Most other month-over-month indexes also improved modestly in September. The production index rose from -2 to 3, and the shipments, new orders, and order backlog indexes also edged up. The employment index increased for the second straight month, but the new orders for exports index fell slightly after rising last month. Both inventory indexes increased somewhat.
These were slightly positive, but just barely so.

The Chicago Fed's index increased slighlty:
The Chicago Fed Midwest Manufacturing Index (CFMMI) increased 0.6% in August, to a seasonally adjusted level of 85.0 (2007 = 100). Revised data show the index increased 0.3% in July.
Again -- just a bare increase.

And finally, the Texas index saw a slight increase:
Texas factory activity increased in September, according to business executives responding to the Texas Manufacturing Outlook Survey. The production index, a key measure of state manufacturing conditions, rose from 1.1 to 5.9, suggesting growth picked up this month after stalling in August.

Most other measures of current manufacturing conditions also indicated growth in September. The new orders index edged down from 4.8 to 3.6 this month, suggesting order volumes continued to increase, but at a slightly decelerated pace. The shipments index rose from 6.7 to 9.4, reaching its highest level since March. The capacity utilization index remained in negative territory in September but rose from –2.8 to –1.3.
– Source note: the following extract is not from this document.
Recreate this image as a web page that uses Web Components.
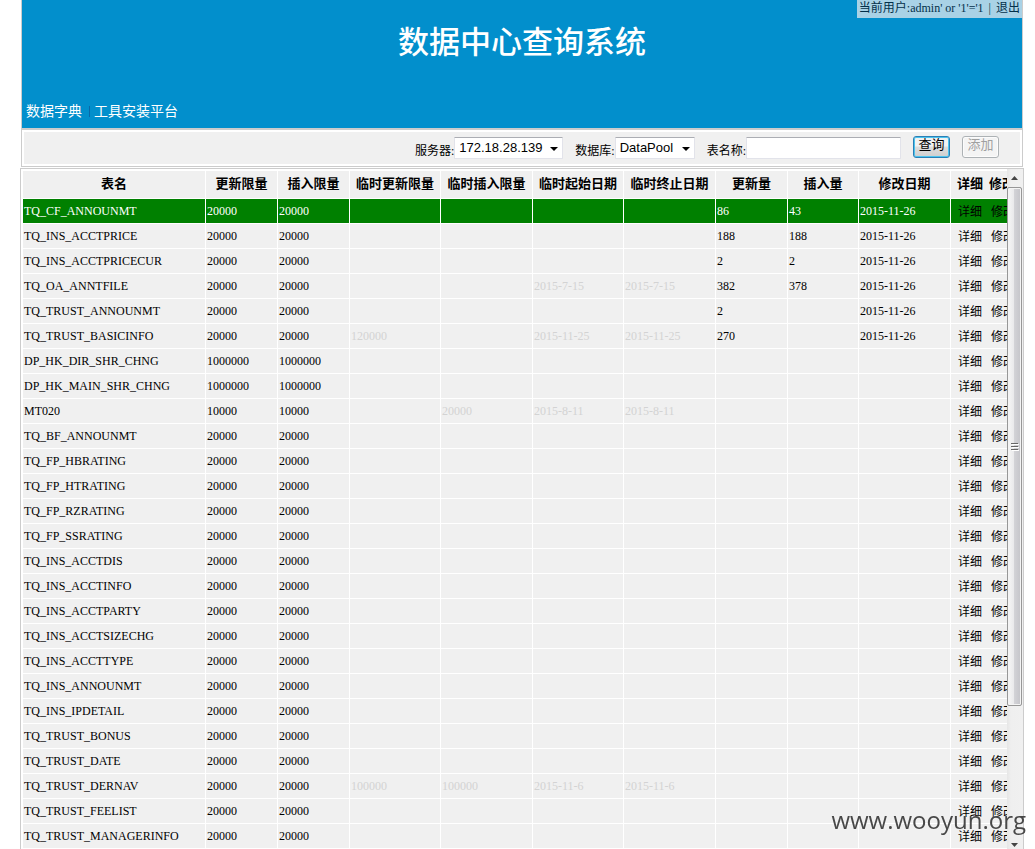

Perceptions of general business conditions worsened in September. The general business activity index remained negative for the fifth month in a row and fell from –11.4 to –14.4; 10 percent of manufacturers perceived an increase in activity this month, while one quarter noted a decrease. The company outlook index fell from 7.2 in August to a near-zero reading in September. Still, the great majority of respondents said their outlooks were unchanged or improved from last month.
The overall tenor of the manufacturing sector is one of slight strength or slight weakness, but essentially one where overall activity is fluctuating right around the "0" line.